Artemis, a goddess of Greek Mythology, daughter of Zeus and Leto, twin-sister of Apollo, born with him in Delos, whence she is often called Ortygia from the ancient name of the island, or Cynthia from Mount Cynthus there. To the Greeks she was (1) a kind of feminine Apollo, armed like him with the bow, dealing plagues and death to beasts and men, but also healing diseases and averting evils. She has a special care over the young of animals, and is therefore the goddess of the flocks and the chase. Her heart has never yielded to love. She slew Orion for an attempted insult, and changed Actæon into a stag simply because he had seen her bathing. As the sister of Apollo, regarded as identical with Helios ('the sun'), she came to be regarded as the goddess of the moon, corresponding to Selene, and latterly the worship of the two was amalgamated. (2) The Arcadian Artemis is merely a goddess of the nymphs, hunting together with them on the Arcadian mountains, drawn in a car by four stags with golden antlers. (3) In Attica and Sparta the goddess was worshipped under a somewhat sterner aspect, and the usages point back to original human sacrifices. According to tradition, Iphigenia, who had herself been about to be sacrificed to the goddess, brought her image from Taurus and set it up at Brauron in Attica, whence Brauronia became a name of Artemis. At Sparta boys were scourged at her altar until it was sprinkled with their blood. (4) The goddess worshipped as Artemis at Ephesus was originally a divinity of Asiatic origin, quite distinct from the maiden huntress of native Greek mythology. Instead, she personified the fructifying powers of nature, and her image was represented as many-breasted (polymastos), the attendants of her temple being eunuchs and women. The allusion to her worship as 'Diana of the Ephesians' in Acts xix. will be remembered.

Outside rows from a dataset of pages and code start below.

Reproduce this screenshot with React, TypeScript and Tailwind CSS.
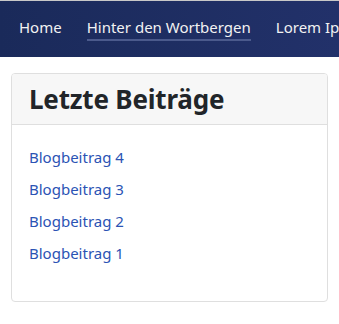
export default function App() {
  const posts = ['Blogbeitrag 4', 'Blogbeitrag 3', 'Blogbeitrag 2', 'Blogbeitrag 1']
  return (
    <div className="w-[339px] h-[324px] overflow-hidden bg-white font-['Noto_Sans',sans-serif]">
      {/* Navbar */}
      <nav className="h-[57px] border-t border-[#c8c8c8] bg-gradient-to-r from-[#1a2a5a] to-[#22316a] flex items-start gap-[25px] pl-[19px] pt-[15px] whitespace-nowrap overflow-hidden">
        <a className="text-[15px] text-[#f2f2f2] leading-[22px]">Home</a>
        <a className="text-[15px] text-[#f2f2f2] leading-[22px] border-b-2 border-[#4b5a8c] pb-[1px]">
          Hinter den Wortbergen
        </a>
        <a className="text-[15px] text-[#f2f2f2] leading-[22px]">Lorem Ipsum</a>
      </nav>

      {/* Card */}
      <div className="mx-[11px] mt-[16px] h-[229px] border border-[#dfdfdf] rounded-[4px] flex flex-col overflow-hidden">
        <div className="h-[51px] bg-[#f7f7f7] border-b border-[#dfdfdf] px-[17px] flex items-center">
          <h2 className="text-[26px] font-bold text-[#212529] leading-none tracking-[-0.2px]">Letzte Beiträge</h2>
        </div>
        <ul className="px-[17px] pt-[21px] flex flex-col gap-[10px]">
          {posts.map((p) => (
            <li key={p} className="leading-[22px] h-[22px]">
              <a className="text-[15px] leading-[22px] text-[#2b53b4]">{p}</a>
            </li>
          ))}
        </ul>
      </div>
    </div>
  )
}
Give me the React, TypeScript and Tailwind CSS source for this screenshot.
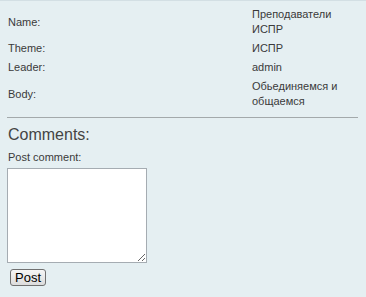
const rows: { label: string; value: string }[] = [
  { label: "Name:", value: "Преподаватели ИСПР" },
  { label: "Theme:", value: "ИСПР" },
  { label: "Leader:", value: "admin" },
  { label: "Body:", value: "Обьединяемся и общаемся" },
];

const App = () => {
  return (
    <div
      className="w-[366px] h-[297px] overflow-hidden bg-[#e5eff2] border-t border-[#d3dfe4] text-[#3a3a3a]"
      style={{ fontFamily: '"Liberation Sans", Arial, sans-serif' }}
    >
      <div className="pl-[6px] pt-[4px] w-[356px]">
        <div className="grid grid-cols-[244px_106px] text-[11px] leading-[15px]">
          {rows.map((row) => (
            <div key={row.label} className="contents">
              <div className="py-[2px] pl-[2px] flex items-center">{row.label}</div>
              <div className="py-[2px] pl-[2px]">{row.value}</div>
            </div>
          ))}
        </div>

        <div className="mt-[6px] border-t border-[#a3a9ab] w-[351px] ml-[1px]" />

        <h2 className="mt-[8px] pl-[2px] text-[16px] leading-[18px] text-[#444]">Comments:</h2>
        <div className="mt-[6px] pl-[2px] text-[11px] leading-[15px]">Post comment:</div>
        <textarea className="mt-[3px] ml-[1px] block w-[140px] h-[95px] bg-white border border-[#a5acb2] outline-none" />
        <button className="mt-[6px] ml-[4px] block w-[36px] h-[17px] rounded-[3px] border border-[#707070] bg-gradient-to-b from-[#f6f6f6] to-[#dcdcdc] text-[13px] leading-[15px] text-black">
          Post
        </button>
      </div>
    </div>
  );
};

export default App;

By the Romans Artemis was identified with the ancient Italian divinity Diana, a goddess of light, representing the moon, corresponding to Dianus or Janus, a god of light, the sun. The attributes proper to Artemis were attached to her name.
In art Artemis is represented as a young and handsome huntress, her hair tied up around her head, modestly clothed in the chlamys, but with the legs bare below the knees. She carries the bow and quiver of arrows, and is attended by dogs or stags. As the moon-goddess, again, she is clothed in a long robe, her head covered by a veil, above her brow the crescent of the moon. Her most famous statue is the so-called 'Diana of Versailles,' found in Hadrian's villa near Tivoli, now in the Louvre. See Claus, De Dianæ antiquissima apud Grecos natura (Breslau, 1881); and Schreiber's 'Artemis' in Roscher's Lexikon der Mythologie (Leip. 1884).